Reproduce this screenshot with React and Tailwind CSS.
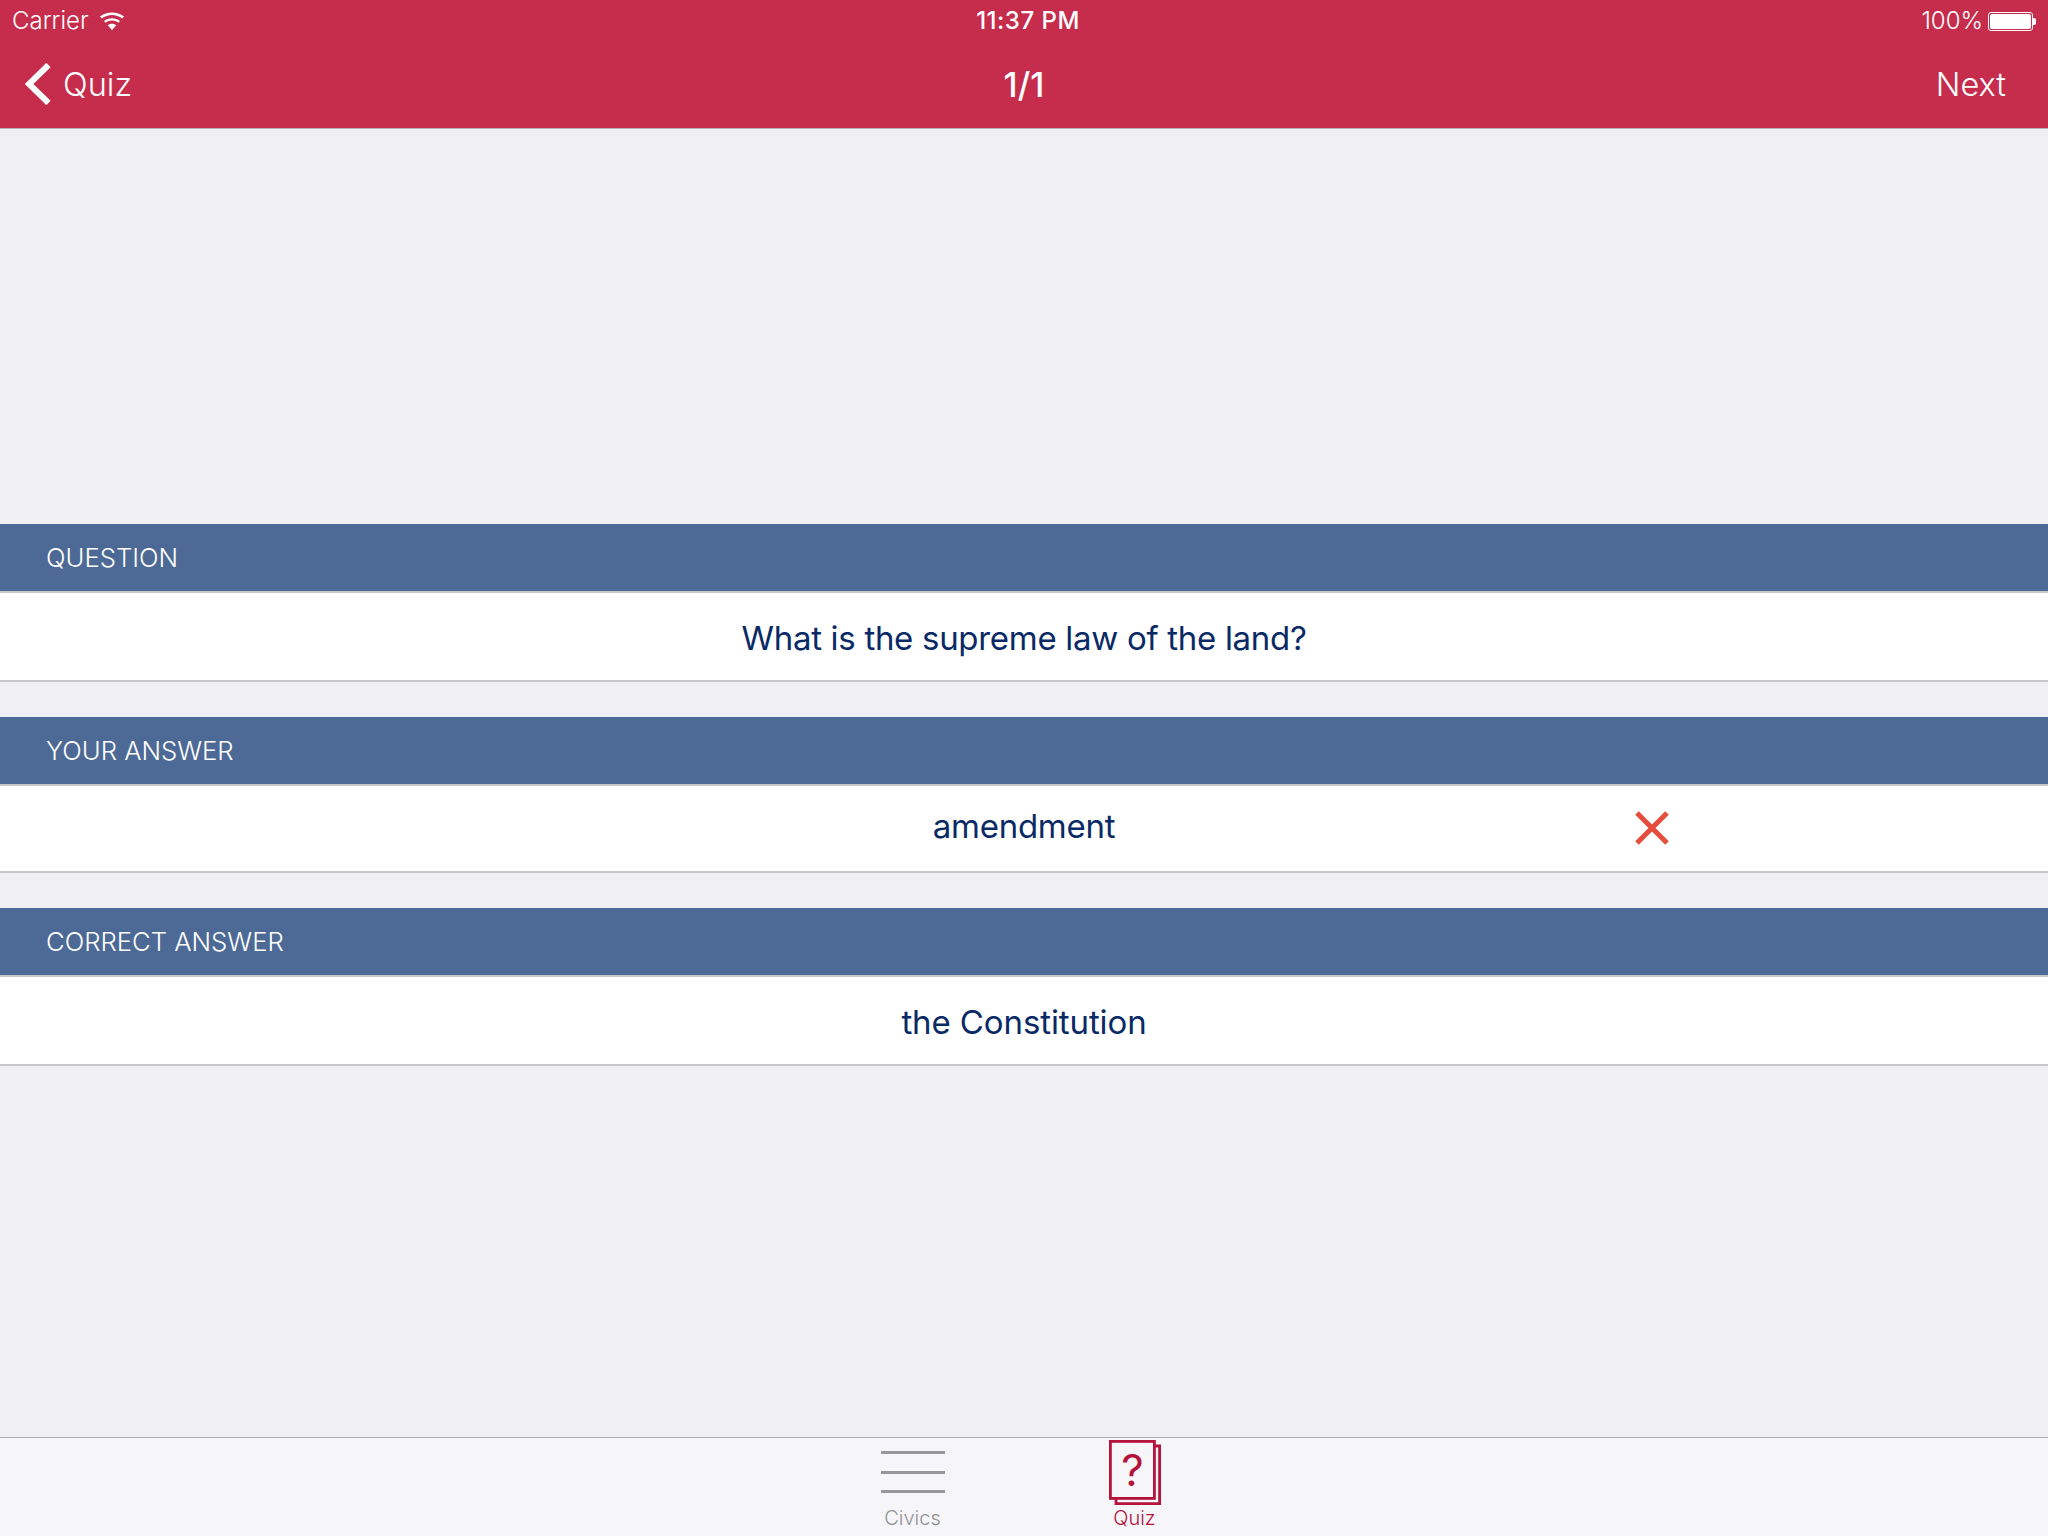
import React from "react";

const font = { fontFamily: "Inter, 'Noto Sans', sans-serif" };

const Section = ({ title, answer, wrong, top, row }) => (
    <section className={top}>
        <div className="h-[67px] bg-[#4d6a96] flex items-center pl-[46px] pt-[2px] text-[25.7px] text-white font-light">{title}</div>
        <div className="h-[2px] bg-[#c8c7cc]"></div>
        <div className={row}>
            {answer}
            {wrong && (
                <svg className="absolute left-[1634px] top-[24px]" width="36" height="36" viewBox="0 0 36 36">
                    <path d="M3 3 L33 33 M33 3 L3 33" stroke="#e74c3c" strokeWidth="5" />
                </svg>
            )}
        </div>
    </section>
);

export default function App() {
    return (
        <div style={font} className="w-[2048px] h-[1536px] flex flex-col bg-[#efeff4] overflow-hidden">
            {/* Status + nav bar */}
            <header className="h-[129px] bg-[#c62d4d] border-b border-[#b3b1b8] text-white shrink-0 flex flex-col">
                <div className="h-[42px] px-3 grid grid-cols-3 items-center text-[24px] font-light">
                    <div className="flex items-center gap-[10px]">
                        <span>Carrier</span>
                        <svg width="26" height="20" viewBox="0 0 26 20" fill="white">
                            <path d="M13 19 L8.8 14.2 C11.2 12.2 14.8 12.2 17.2 14.2 Z" />
                            <path d="M6.6 11.8 L5 10 C9.6 6.2 16.4 6.2 21 10 L19.4 11.8 C15.6 8.8 10.4 8.8 6.6 11.8 Z" />
                            <path d="M2.8 7.6 L1 5.6 C7.8 0 18.2 0 25 5.6 L23.2 7.6 C17.4 2.9 8.6 2.9 2.8 7.6 Z" />
                        </svg>
                    </div>
                    <span className="font-medium text-center tracking-[0.5px] pl-[8px]">11:37 PM</span>
                    <div className="flex items-center justify-end gap-[5px]">
                        <span>100%</span>
                        <div className="flex items-center">
                            <div className="w-[45px] h-[19px] rounded-[3px] border border-white p-[1px]">
                                <div className="w-full h-full rounded-[2px] bg-white"></div>
                            </div>
                            <div className="w-[3px] h-[7px] bg-white rounded-r-[2px]"></div>
                        </div>
                    </div>
                </div>
                <nav className="flex-1 grid grid-cols-3 items-center pl-[25px] pr-[42px] pb-[1px] text-[32.5px] font-light">
                    <div className="flex items-center gap-[12px]">
                        <svg className="mb-[2px]" width="26" height="42" viewBox="0 0 26 42" fill="none">
                            <path d="M23.5 2 L4 21 L23.5 40" stroke="white" strokeWidth="6" />
                        </svg>
                        <span className="pt-[2px]">Quiz</span>
                    </div>
                    <span className="font-medium text-center text-[34px] pl-[17px]">1/1</span>
                    <span className="text-right pt-[2px]">Next</span>
                </nav>
            </header>

            <main className="flex-1">
                <Section
                    top="mt-[395px]"
                    title="QUESTION"
                    answer="What is the supreme law of the land?"
                    row="h-[89px] bg-white flex items-center justify-center pt-[5px] text-[33px] tracking-[-0.3px] text-[#0a2a66] border-b-2 border-[#c8c7cc]"
                />
                <Section
                    top="mt-[35px]"
                    title="YOUR ANSWER"
                    answer="amendment"
                    wrong
                    row="relative h-[87px] bg-white flex items-center justify-center pb-[3px] text-[33px] tracking-[-0.25px] text-[#0a2a66] border-b-2 border-[#c8c7cc]"
                />
                <Section
                    top="mt-[35px]"
                    title="CORRECT ANSWER"
                    answer="the Constitution"
                    row="h-[89px] bg-white flex items-center justify-center pt-[4px] text-[33px] tracking-[-0.1px] text-[#0a2a66] border-b-2 border-[#c8c7cc]"
                />
            </main>

            {/* Tab bar */}
            <footer className="h-[99px] bg-[#f6f6f9] border-t border-[#aeaeb2] shrink-0 flex justify-center gap-[122px] pr-[1px]">
                <div className="w-[100px] flex flex-col items-center text-[#929292]">
                    <div className="w-[64px] h-[42px] mt-[13px] flex flex-col justify-between">
                        <div className="h-[3px] bg-[#979797]"></div>
                        <div className="h-[3px] bg-[#979797]"></div>
                        <div className="h-[3px] bg-[#979797]"></div>
                    </div>
                    <span className="mt-[10px] text-[20px] font-light">Civics</span>
                </div>
                <div className="w-[100px] flex flex-col items-center text-[#b5123c]">
                    <svg className="mt-[2px]" width="52" height="65" viewBox="0 0 52 65" fill="none" stroke="#b5123c" strokeWidth="2.8">
                        <rect x="1.4" y="1.4" width="44" height="57" />
                        <path d="M46 6 H50.6 V63.6 H7 V59" />
                        <text x="23.5" y="46" textAnchor="middle" fontSize="44" fontWeight="400" fill="#b5123c" stroke="none" fontFamily="Inter">?</text>
                    </svg>
                    <span className="-mt-[2px] text-[20px] font-light">Quiz</span>
                </div>
            </footer>
        </div>
    );
}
━━━━━━
# Task statement:
Reproduce every line precisely as given, omitting all pictures.

# Task result:
Reproduce this screenshot with React and Tailwind CSS.
import React from "react";

const font = { fontFamily: "Inter, 'Noto Sans', sans-serif" };

const Section = ({ title, answer, wrong, top, row }) => (
    <section className={top}>
        <div className="h-[67px] bg-[#4d6a96] flex items-center pl-[46px] pt-[2px] text-[25.7px] text-white font-light">{title}</div>
        <div className="h-[2px] bg-[#c8c7cc]"></div>
        <div className={row}>
            {answer}
            {wrong && (
                <svg className="absolute left-[1634px] top-[24px]" width="36" height="36" viewBox="0 0 36 36">
                    <path d="M3 3 L33 33 M33 3 L3 33" stroke="#e74c3c" strokeWidth="5" />
                </svg>
            )}
        </div>
    </section>
);

export default function App() {
    return (
        <div style={font} className="w-[2048px] h-[1536px] flex flex-col bg-[#efeff4] overflow-hidden">
            {/* Status + nav bar */}
            <header className="h-[129px] bg-[#c62d4d] border-b border-[#b3b1b8] text-white shrink-0 flex flex-col">
                <div className="h-[42px] px-3 grid grid-cols-3 items-center text-[24px] font-light">
                    <div className="flex items-center gap-[10px]">
                        <span>Carrier</span>
                        <svg width="26" height="20" viewBox="0 0 26 20" fill="white">
                            <path d="M13 19 L8.8 14.2 C11.2 12.2 14.8 12.2 17.2 14.2 Z" />
                            <path d="M6.6 11.8 L5 10 C9.6 6.2 16.4 6.2 21 10 L19.4 11.8 C15.6 8.8 10.4 8.8 6.6 11.8 Z" />
                            <path d="M2.8 7.6 L1 5.6 C7.8 0 18.2 0 25 5.6 L23.2 7.6 C17.4 2.9 8.6 2.9 2.8 7.6 Z" />
                        </svg>
                    </div>
                    <span className="font-medium text-center tracking-[0.5px] pl-[8px]">11:37 PM</span>
                    <div className="flex items-center justify-end gap-[5px]">
                        <span>100%</span>
                        <div className="flex items-center">
                            <div className="w-[45px] h-[19px] rounded-[3px] border border-white p-[1px]">
                                <div className="w-full h-full rounded-[2px] bg-white"></div>
                            </div>
                            <div className="w-[3px] h-[7px] bg-white rounded-r-[2px]"></div>
                        </div>
                    </div>
                </div>
                <nav className="flex-1 grid grid-cols-3 items-center pl-[25px] pr-[42px] pb-[1px] text-[32.5px] font-light">
                    <div className="flex items-center gap-[12px]">
                        <svg className="mb-[2px]" width="26" height="42" viewBox="0 0 26 42" fill="none">
                            <path d="M23.5 2 L4 21 L23.5 40" stroke="white" strokeWidth="6" />
                        </svg>
                        <span className="pt-[2px]">Quiz</span>
                    </div>
                    <span className="font-medium text-center text-[34px] pl-[17px]">1/1</span>
                    <span className="text-right pt-[2px]">Next</span>
                </nav>
            </header>

            <main className="flex-1">
                <Section
                    top="mt-[395px]"
                    title="QUESTION"
                    answer="What is the supreme law of the land?"
                    row="h-[89px] bg-white flex items-center justify-center pt-[5px] text-[33px] tracking-[-0.3px] text-[#0a2a66] border-b-2 border-[#c8c7cc]"
                />
                <Section
                    top="mt-[35px]"
                    title="YOUR ANSWER"
                    answer="amendment"
                    wrong
                    row="relative h-[87px] bg-white flex items-center justify-center pb-[3px] text-[33px] tracking-[-0.25px] text-[#0a2a66] border-b-2 border-[#c8c7cc]"
                />
                <Section
                    top="mt-[35px]"
                    title="CORRECT ANSWER"
                    answer="the Constitution"
                    row="h-[89px] bg-white flex items-center justify-center pt-[4px] text-[33px] tracking-[-0.1px] text-[#0a2a66] border-b-2 border-[#c8c7cc]"
                />
            </main>

            {/* Tab bar */}
            <footer className="h-[99px] bg-[#f6f6f9] border-t border-[#aeaeb2] shrink-0 flex justify-center gap-[122px] pr-[1px]">
                <div className="w-[100px] flex flex-col items-center text-[#929292]">
                    <div className="w-[64px] h-[42px] mt-[13px] flex flex-col justify-between">
                        <div className="h-[3px] bg-[#979797]"></div>
                        <div className="h-[3px] bg-[#979797]"></div>
                        <div className="h-[3px] bg-[#979797]"></div>
                    </div>
                    <span className="mt-[10px] text-[20px] font-light">Civics</span>
                </div>
                <div className="w-[100px] flex flex-col items-center text-[#b5123c]">
                    <svg className="mt-[2px]" width="52" height="65" viewBox="0 0 52 65" fill="none" stroke="#b5123c" strokeWidth="2.8">
                        <rect x="1.4" y="1.4" width="44" height="57" />
                        <path d="M46 6 H50.6 V63.6 H7 V59" />
                        <text x="23.5" y="46" textAnchor="middle" fontSize="44" fontWeight="400" fill="#b5123c" stroke="none" fontFamily="Inter">?</text>
                    </svg>
                    <span className="-mt-[2px] text-[20px] font-light">Quiz</span>
                </div>
            </footer>
        </div>
    );
}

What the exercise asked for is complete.